Injil juga mengisahkan, dengan jujur, sejarah hidup Yesus tanpa menutup-nutupi kesalahan, penolakan bahkan pengkhianatan para murid. Itu adalah sejarah, suatu kebenaran, suatu kesaksian. Ini adalah karunia kenangan yang harus ditransmisikan sejak awal oleh “kaum lanjut usia” dalam Gereja, secara estafet ‘dari tangan ke tangan’ kepada generasi baru. Baiklah kita bertanya pada diri sendiri, “Berapa banyak kita menghargai bentuk transmisi iman seperti ini, meneruskan tongkat estafet dari kaum lanjut usia dalam komunitas kepada kaum muda demi terbukanya masa depan?” Saat ini, tersirat dalam pikiran saya, sesuatu yang sudah sering saya katakan, namun sekarang saya ingin mengulanginya lagi. Bagaimana iman ditularkan? “Eh, ini ada buku. Pelajarilah!” Begitu? Tidak! Transmisi iman tidak dapat dilakukan dengan cara demikian. Iman ditransmisikan dengan dialog, dengan perbincangan kekeluargaan antara kakek-nenek dengan cucu, antara orangtua dengan anak. Iman selalu ditransmisikan melalui dialog, dialog kekeluargaan yang dihayati dan dipelajari sepanjang hidup. Karena itu, betapa pentingnya dialog dalam keluarga, dialog antar cucu dengan kakek-nenek, sebab merekalah yang memiliki harta kebijaksanaan iman.

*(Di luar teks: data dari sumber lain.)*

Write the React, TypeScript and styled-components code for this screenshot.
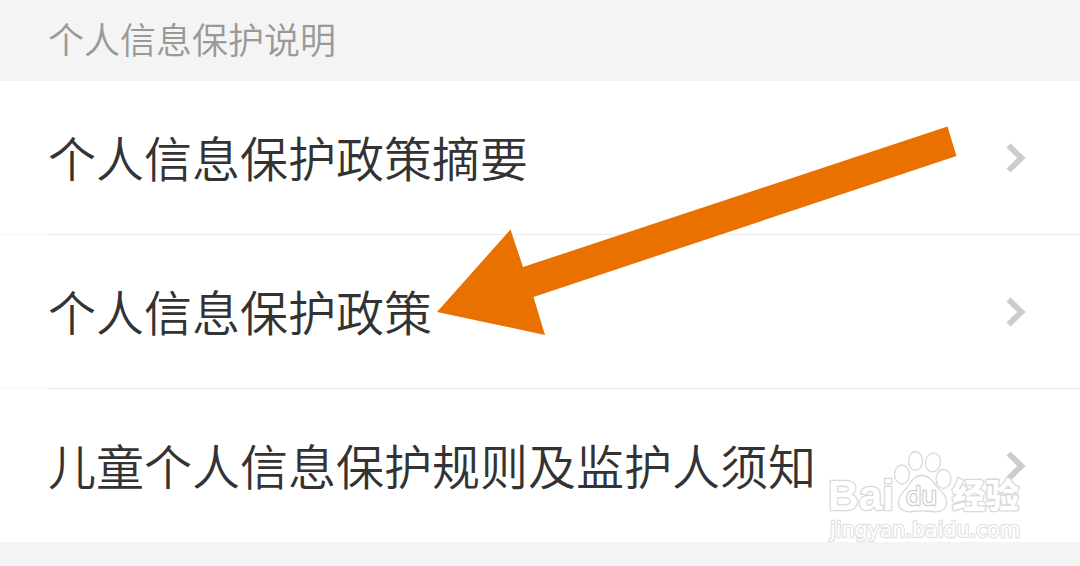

Kadang saya merenungkan tentang anomali yang aneh ini. Katekismus tentang inisiasi hidup kristiani mengambil sumber dari Sabda Allah dan informasi yang berharga itu ditransmisikan dengan dogma-dogma tentang moral iman serta sakramen-sakramen. Namun seringkali kurang suatu pengetahuan tentang Gereja yang lahir dari kemauan mendengarkan dan kesaksian tentang sejarah nyata iman dan hidup dari komunitas gerejani, sejak awal hingga saat ini. Anak-anak belajar tentang Sabda Allah di ruang-ruang kelas katekesis; namun anak muda belajar tentang Gereja di ruang-ruang sekolah dan dari informasi global yang didapat melalui media-media komunikasi.

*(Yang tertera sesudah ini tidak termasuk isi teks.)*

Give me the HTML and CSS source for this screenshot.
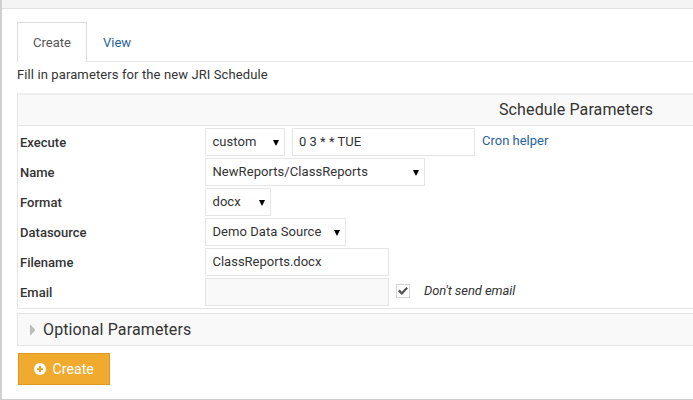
FILE: index.html
```html
<!DOCTYPE html>
<html lang="en">
<head>
<meta charset="utf-8">
<title>JRI Schedule</title>
<link rel="stylesheet" href="styles.css">
</head>
<body>
<div class="panel">
  <div class="panel-head"></div>
  <div class="panel-body">
    <nav class="tabs">
      <a class="tab active">Create</a>
      <a class="tab">View</a>
    </nav>
    <p class="intro">Fill in parameters for the new JRI Schedule</p>
    <section class="params">
      <h2 class="params-title">Schedule Parameters</h2>
      <div class="rows">
        <div class="row">
          <label>Execute</label>
          <div class="field select w-custom"><span>custom</span><svg class="arrow" viewBox="0 0 6 6"><path d="M0 0h6L3.3 5.6H2.7z"/></svg></div>
          <div class="field w-cron"><span>0 3 * * TUE</span></div>
          <a class="helper">Cron helper</a>
        </div>
        <div class="row">
          <label>Name</label>
          <div class="field select w-name"><span>NewReports/ClassReports</span><svg class="arrow" viewBox="0 0 6 6"><path d="M0 0h6L3.3 5.6H2.7z"/></svg></div>
        </div>
        <div class="row">
          <label>Format</label>
          <div class="field select w-format"><span>docx</span><svg class="arrow" viewBox="0 0 6 6"><path d="M0 0h6L3.3 5.6H2.7z"/></svg></div>
        </div>
        <div class="row">
          <label>Datasource</label>
          <div class="field select w-source"><span>Demo Data Source</span><svg class="arrow" viewBox="0 0 6 6"><path d="M0 0h6L3.3 5.6H2.7z"/></svg></div>
        </div>
        <div class="row">
          <label>Filename</label>
          <div class="field w-file"><span>ClassReports.docx</span></div>
        </div>
        <div class="row">
          <label>Email</label>
          <div class="field w-file disabled"></div>
          <span class="check"><svg viewBox="0 0 10 8"><path d="M0 4.2 1.6 2.6 3.8 4.7 8.4 0 10 1.6 3.8 8z"/></svg></span>
          <em class="no-mail">Don't send email</em>
        </div>
      </div>
    </section>
    <section class="optional">
      <svg class="caret" viewBox="0 0 5 10"><path d="M0 0h.8L5 4.5v1L.8 10H0z"/></svg>
      <span>Optional Parameters</span>
    </section>
    <button class="create" type="button">
      <svg viewBox="0 0 12 12"><circle cx="6" cy="6" r="6" fill="#fff"/><path d="M5 3h2v2h2v2H7v2H5V7H3V5h2z" fill="#f0ab2e"/></svg>
      <span>Create</span>
    </button>
  </div>
</div>
</body>
</html>
```
FILE: styles.css
```css
* { box-sizing: border-box; }
body {
  margin: 0;
  background: #fff;
  color: #333;
  font: 13px/20px Roboto, sans-serif;
  white-space: nowrap;
}
svg { display: block; flex: none; }
.panel {
  height: 400px;
  border-left: 2px solid #d0d0d0;
  border-bottom: 1px solid #ccc;
}
.panel-head {
  height: 9px;
  background: #f4f4f4;
  border-bottom: 1px solid #e2e2e2;
}
.panel-body { padding: 13px 0 0 15px; }
.tabs {
  display: flex;
  height: 40px;
  border-bottom: 1px solid #e5e5e5;
}
.tab {
  height: 40px;
  padding: 10px 15px 0;
  border: 1px solid transparent;
  border-bottom: 0;
  color: #2a5f9e;
}
.tab.active {
  width: 70px;
  background: #fff;
  border-color: #ddd;
  color: #555;
}
.intro { margin: 0; height: 31px; padding-top: 3px; letter-spacing: 0.11px; }
.params {
  height: 216px;
  border: 1px solid #e5e5e5;
  border-top: 2px solid #eee;
  border-right: 0;
}
.params-title {
  margin: 0;
  height: 31px;
  padding-left: 481px;
  background: #f9f9f9;
  border-bottom: 1px solid #e5e5e5;
  font-size: 16px;
  font-weight: 400;
  line-height: 29px;
  letter-spacing: 0.12px;
}
.rows { padding: 2px 0 0 2px; }
.row { display: flex; height: 30px; align-items: flex-start; }
.row label { width: 185px; padding-top: 5px; font-weight: 500; letter-spacing: 0.02px; }
.field {
  display: flex;
  height: 28px;
  padding: 0 5px 0 6px;
  border: 1px solid #e5e5e5;
  background: #fff;
  line-height: 26px;
}
.select { justify-content: space-between; }
.select span { margin-left: 0.5px; letter-spacing: 0.06px; }
.arrow { width: 6px; height: 6px; margin-top: 11px; fill: #000; }
.w-custom { width: 80px; }
.w-cron { width: 183px; margin-left: 7px; }
.w-name { width: 220px; }
.w-format { width: 66px; }
.w-source { width: 141px; }
.w-file { width: 184px; }
.w-file span { margin-left: 0.5px; }
.disabled { background: #f9f9f9; }
.helper { margin-left: 7px; padding-top: 3px; color: #2a5f9e; }
.check {
  width: 14px;
  height: 14px;
  margin: 6px 0 0 7px;
  padding: 2px 1px;
  border: 1px solid #d5d5d5;
}
.check svg { width: 10px; height: 8px; fill: #555; }
.no-mail { margin-left: 14px; padding-top: 3px; letter-spacing: -0.07px; }
.optional {
  display: flex;
  align-items: center;
  height: 33px;
  margin-top: 4px;
  padding-left: 12px;
  background: #f9f9f9;
  border: 1px solid #e5e5e5;
  border-right: 0;
  font-size: 16px;
  letter-spacing: 0.12px;
}
.caret { width: 5px; height: 10px; margin-right: 8px; fill: #bbb; }
.create {
  display: flex;
  align-items: center;
  width: 92px;
  height: 32px;
  margin: 7px 0 0 1px;
  padding: 0 0 0 15px;
  background: #f0ab2e;
  border: 1px solid #de981f;
  color: #fff;
  font: 14px/20px Roboto, sans-serif;
}
.create svg { width: 12px; height: 12px; margin-right: 6.5px; }
.create span { letter-spacing: 0.1px; }
```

Narasi tentang sejarah iman seharusnya menjadi seperti ‘Nyanyian Musa’, sebagai kesaksian akan Injil dan Kisah Para Rasul. Artinya, suatu kisah yang dapat menjadi kenangan penuh emosi terhadap berkat Allah, serta kenangan penuh kesetiaan atas kesalahan-kesalahan kita. Betapa indahnya jika sejak awal perjalanan katekesis, ada kebiasaan untuk mendengarkan pengalaman hidup para kaum lanjut usia, pengakuan mereka akan berkat-berkat yang telah mereka terima dari Allah yang harus kita jaga, serta tentang ketidaksetiaan mereka terhadap Allah yang harus kita perbaiki. Kaum lanjut usia masuk ke tanah terjanji, tanah yang telah disediakan Allah untuk semua generasi, ketika kaum lanjut usia bersedia menawarkan kesaksian mereka serta mentransmisikan iman dalam dialog kekeluargaan. Jadi, dengan bimbingan Tuhan Yesus, kaum lanjut usia dan kaum muda, bersama-sama, memasuki Kerajaan Kehidupan dan Cinta. Bersama-sama sebagai keluarga, masuk tanah terjanji dengan harta terbesar yang adalah iman yang ditransmisikan melalui dialog.